Thursday, June 3, 2010

Facebook thoughts

My daughter Moira dragged me kicking and screaming into this century by convincing me to join Facebook. My internal hermit doesn’t want to socialize, doesn’t talk on the phone, thinks a twitter is a ditz on steroids, and rants about e-mail spam.

Then the epiphany: Before I hire a new employee, I check them out the old fashion way⎯a criminal and credit check. I instinctively rejected one young person who walked in the door of my store in torn Levis, a face of iron gadgets, and tattoos on the neck. Call me an old fogey, a bigot, or xenophobe; I couldn’t tell if this thing was male, female, or other. It was armed with a computer generated half-page resume that I dutifully received so said thing could document It’s honest attempt at obtaining gainful employment.

Prior to feeding my shredder, I noticed It’s prominent asset was “knows how to do Facebook.” WOW!

So I looked It up. Didn’t need to spend money on a background check⎯it was all there , blazing in the profile for the world to see. There was also a photo essay of the other tattoos. Don’t get me wrong⎯I think skin art is neeto-bezeeto, but I won’t hire someone with KISS MINE on It’s ass. I don’t want to see that live and in person when I fire It for ___________ (fill in the blank).

I also found an applicant with a professional image, a profile of diverse interests, activities, educational growth, and a positive philosophy. I was too late- somebody else hired her.

So I got faced. I want the world to know my hermit. I want to excite. I want to stimulate. I want to challenge. If I rejoin the workforce, I want my image to sell me.

After class Tuesday night, I want to use this blog and Facebook to self-promote my book.

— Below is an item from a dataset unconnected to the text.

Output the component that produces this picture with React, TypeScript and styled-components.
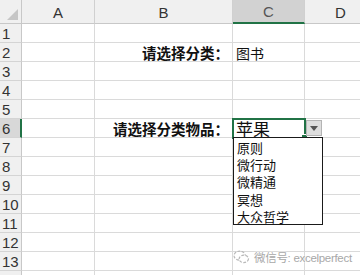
import styled, { createGlobalStyle } from "styled-components";

const GlobalStyle = createGlobalStyle`
    html, body {
        margin: 0;
        padding: 0;
        background: #ffffff;
        overflow: hidden;
    }
`;

const COLUMNS = ["A", "B", "C", "D"];
const ROW_COUNT = 14;
const SELECTED_COL = "C";
const SELECTED_ROW = 6;

const cellText: Record<string, { text: string; variant: "label" | "value" | "input" }> = {
    B2: { text: "请选择分类：", variant: "label" },
    C2: { text: "图书", variant: "value" },
    B6: { text: "请选择分类物品：", variant: "label" },
    C6: { text: "苹果", variant: "input" },
};

const options = ["原则", "微行动", "微精通", "冥想", "大众哲学"];

const App = () => {
    const rows = Array.from({ length: ROW_COUNT }, (_, i) => i + 1);

    return (
        <>
            <GlobalStyle />
            <Sheet>
                <Grid>
                    <Corner>
                        <CornerMark />
                    </Corner>
                    {COLUMNS.map((col) => (
                        <ColHeader key={col} $active={col === SELECTED_COL}>
                            {col}
                        </ColHeader>
                    ))}
                    {rows.map((row) => (
                        <Row key={row}>
                            <RowHeader $active={row === SELECTED_ROW}>{row}</RowHeader>
                            {COLUMNS.map((col) => {
                                const id = `${col}${row}`;
                                const content = cellText[id];
                                return (
                                    <Cell
                                        key={id}
                                        $selected={id === `${SELECTED_COL}${SELECTED_ROW}`}
                                        $align={content?.variant === "label" ? "right" : "left"}
                                    >
                                        {content && (
                                            <CellText $variant={content.variant}>{content.text}</CellText>
                                        )}
                                    </Cell>
                                );
                            })}
                        </Row>
                    ))}
                </Grid>

                <DropButton>
                    <svg width="8" height="5" viewBox="0 0 8 5">
                        <path d="M0 0 L8 0 L4 5 Z" fill="#555" />
                    </svg>
                </DropButton>

                <DropList>
                    {options.map((opt) => (
                        <DropItem key={opt}>{opt}</DropItem>
                    ))}
                </DropList>

                <Watermark>
                    <svg width="17" height="14" viewBox="0 0 18 15">
                        <ellipse cx="7" cy="6" rx="6" ry="4.8" fill="none" stroke="#b8b8b8" strokeWidth="1.3" strokeDasharray="3 1.5" />
                        <ellipse cx="11.5" cy="9.5" rx="5" ry="4" fill="#fff" stroke="#b8b8b8" strokeWidth="1.3" strokeDasharray="3 1.5" />
                    </svg>
                    <span>微信号: excelperfect</span>
                </Watermark>
            </Sheet>
        </>
    );
};

const Sheet = styled.div`
    position: relative;
    width: 360px;
    height: 275px;
    overflow: hidden;
    background: #ffffff;
`;

const Grid = styled.div`
    display: grid;
    grid-template-columns: 22px 73px 138px 72px 72px;
    grid-template-rows: 24px repeat(${ROW_COUNT}, 19px);
`;

const Row = styled.div`
    display: contents;
`;

const HeaderBase = styled.div`
    box-sizing: border-box;
    background: #f0f0f0;
    color: #444444;
    font-family: "Liberation Sans", "Noto Sans", sans-serif;
    font-size: 15px;
    display: flex;
    align-items: center;
`;

const Corner = styled(HeaderBase)`
    position: relative;
    border-right: 1px solid #c8c8c8;
    border-bottom: 1px solid #c8c8c8;
`;

const CornerMark = styled.div`
    position: absolute;
    right: 3px;
    bottom: 3px;
    width: 0;
    height: 0;
    border-left: 11px solid transparent;
    border-bottom: 11px solid #c6c6c6;
`;

const ColHeader = styled(HeaderBase)<{ $active?: boolean }>`
    justify-content: center;
    padding-top: 1px;
    border-right: 1px solid #d0d0d0;
    border-bottom: ${(p) => (p.$active ? "2px solid #217346" : "1px solid #c8c8c8")};
    background: ${(p) => (p.$active ? "#d2d2d2" : "#f0f0f0")};
    color: ${(p) => (p.$active ? "#555" : "#333")};
    font-weight: 400;
`;

const RowHeader = styled(HeaderBase)<{ $active?: boolean }>`
    padding-left: 2px;
    border-bottom: 1px solid #d4d4d4;
    border-right: ${(p) => (p.$active ? "2px solid #217346" : "1px solid #c8c8c8")};
    background: ${(p) => (p.$active ? "#d8d8d8" : "#f0f0f0")};
    color: #333;
`;

const Cell = styled.div<{ $selected?: boolean; $align: "left" | "right" }>`
    position: relative;
    box-sizing: border-box;
    border-right: 1px solid #dadada;
    border-bottom: 1px solid #dadada;
    display: flex;
    align-items: center;
    justify-content: ${(p) => (p.$align === "right" ? "flex-end" : "flex-start")};
    padding: 0 3px;
    overflow: visible;
    white-space: nowrap;

    ${(p) =>
        p.$selected &&
        `
        outline: 2px solid #217346;
        outline-offset: -1px;
        z-index: 2;

        &::after {
            content: "";
            position: absolute;
            right: -4px;
            bottom: -4px;
            width: 5px;
            height: 5px;
            background: #217346;
            border: 1px solid #fff;
        }
    `}
`;

const CellText = styled.span<{ $variant: "label" | "value" | "input" }>`
    font-family: "Noto Sans CJK SC", "Noto Sans", sans-serif;
    color: #111;
    font-size: ${(p) => (p.$variant === "input" ? "17px" : p.$variant === "label" ? "14.5px" : "14px")};
    font-weight: ${(p) => (p.$variant === "label" ? 600 : 400)};
    line-height: 1;
    margin-top: ${(p) => (p.$variant === "input" ? "0" : "2px")};
`;

const DropButton = styled.div`
    position: absolute;
    left: 306px;
    top: 120px;
    width: 16px;
    height: 16px;
    box-sizing: border-box;
    background: #dedede;
    border: 1px solid #b4b4b4;
    display: flex;
    align-items: center;
    justify-content: center;
    z-index: 3;
`;

const DropList = styled.div`
    position: absolute;
    left: 233px;
    top: 137px;
    width: 90px;
    height: 88px;
    box-sizing: border-box;
    background: #ffffff;
    border: 1px solid #1a1a1a;
    padding: 1px 0 0 3px;
    display: flex;
    flex-direction: column;
    z-index: 3;
`;

const DropItem = styled.div`
    font-family: "Noto Sans CJK SC", "Noto Sans", sans-serif;
    font-size: 13px;
    line-height: 17.2px;
    color: #111;
`;

const Watermark = styled.div`
    position: absolute;
    left: 233px;
    top: 249px;
    display: flex;
    align-items: center;
    gap: 4px;
    white-space: nowrap;
    font-family: "Liberation Sans", "Noto Sans CJK SC", sans-serif;
    font-size: 11.5px;
    letter-spacing: -0.3px;
    color: #a8a8a8;
    text-shadow: 0 0 2px #fff, 0 0 2px #fff;
    z-index: 4;
`;

export default App;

My point? Facebook is a double edged sword. Be careful what you say. The world is listening.

Facebook is the social equivalent of Newton’s second law of thermodynamics: High quality energy reduced by entropy to the heat of society. That heat can sooth or destroy.

Moira, for her doctoral thesis, is demonstrating the value of Facebook for improving the human condition. Please take a minute to read five reasons why Facebook is good for your health.

1 comment:

  1. Well James, I have to agree with your daughter. My sister and I had a conversation earlier tonight that Facebook, e-mail, etc all provide a certain level of companionship, especially if you live alone or far away from relatives.
    And being online beats watching TV in every way I can think of.